The Democratic critique has a plausible defense. In any given close race, a Libertarian on the ballot might still draw just enough votes to matter, and that is not nothing. What the defense obscures is that the Libertarian Party has stopped functioning as an independent third force in the races where it is strongest. It has become an arm of the Republican coalition in states where Republicans have cut the deal, and a protest vehicle in states where they have not. Treating it as a reform target misreads both the institution and the voters.
What Evans is about to discover
On April 18, 2026, the Libertarian Party of Colorado nominated David Wood to run against Evans in the 8th. The pledge system that kept a Libertarian off the 2024 ballot has been dropped. Wood has not endorsed Evans. There are 4,151 registered Libertarians in the district. Evans won the seat in 2024 by 2,449 votes.
The Colorado Libertarians announced the shift in language that made their institutional logic explicit. The 2023 pledge had produced negotiating leverage. The 2026 cycle, with Trump in his second term and the Republican Party less in need of libertarian cover, produces leverage of a different kind. Evans now faces the conservative vote he secured through the pledge last cycle. The party that disciplined itself into silence in 2024 has quietly dropped the discipline for 2026.
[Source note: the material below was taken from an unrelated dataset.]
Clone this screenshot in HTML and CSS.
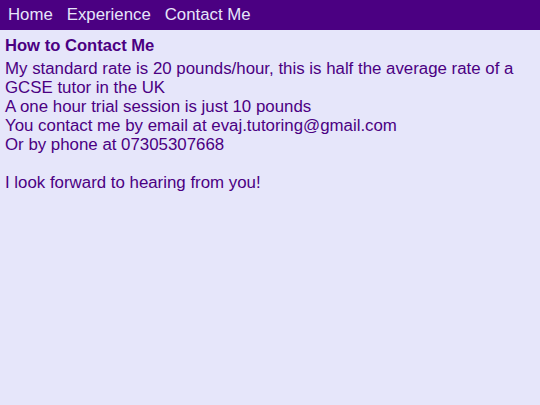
FILE: index.html
```html
<!DOCTYPE html>
<html>
<head>
<meta charset="utf-8">
<link rel="stylesheet" href="styles.css">
</head>
<body>
<nav class="nav">
  <a class="nav-link" href="#">Home</a>
  <a class="nav-link" href="#">Experience</a>
  <a class="nav-link" href="#">Contact Me</a>
</nav>
<main class="content">
  <h1 class="title">How to Contact Me</h1>
  <p class="text">My standard rate is 20 pounds/hour, this is half the average rate of a GCSE tutor in the UK<br>
  A one hour trial session is just 10 pounds<br>
  You contact me by email at evaj.tutoring@gmail.com<br>
  Or by phone at 07305307668<br>
  <br>
  I look forward to hearing from you!</p>
</main>
</body>
</html>
```

FILE: styles.css
```css
html, body {
  margin: 0;
  padding: 0;
  background: #e6e6fa;
  font-family: "Liberation Sans", Arial, sans-serif;
  color: #4b0082;
  height: 100%;
}
.nav {
  background: #4b0082;
  display: flex;
  gap: 14px;
  padding: 0 8px;
  height: 30px;
  align-items: center;
}
.nav-link {
  color: #e6e6fa;
  text-decoration: none;
  font-size: 16.8px;
}
.content {
  padding: 6px 5px;
}
.title {
  font-size: 16.6px;
  font-weight: bold;
  margin: 0 0 4px;
  line-height: 19px;
}
.text {
  font-size: 16.85px;
  line-height: 19px;
  margin: 0;
}
```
What Democrats who want the Libertarian Party to wake up are asking for is a conversation with an institution that ceased to exist in that form four years ago. The party they are addressing is a dissident caucus inside a captured structure, and neither the caucus nor the structure is listening. The Colorado Libertarians are already talking to someone else. They signed a pledge with the Republican Party in 2023 and dropped it when it stopped paying. Evans is about to find out what happens when the other side of the deal stops signing.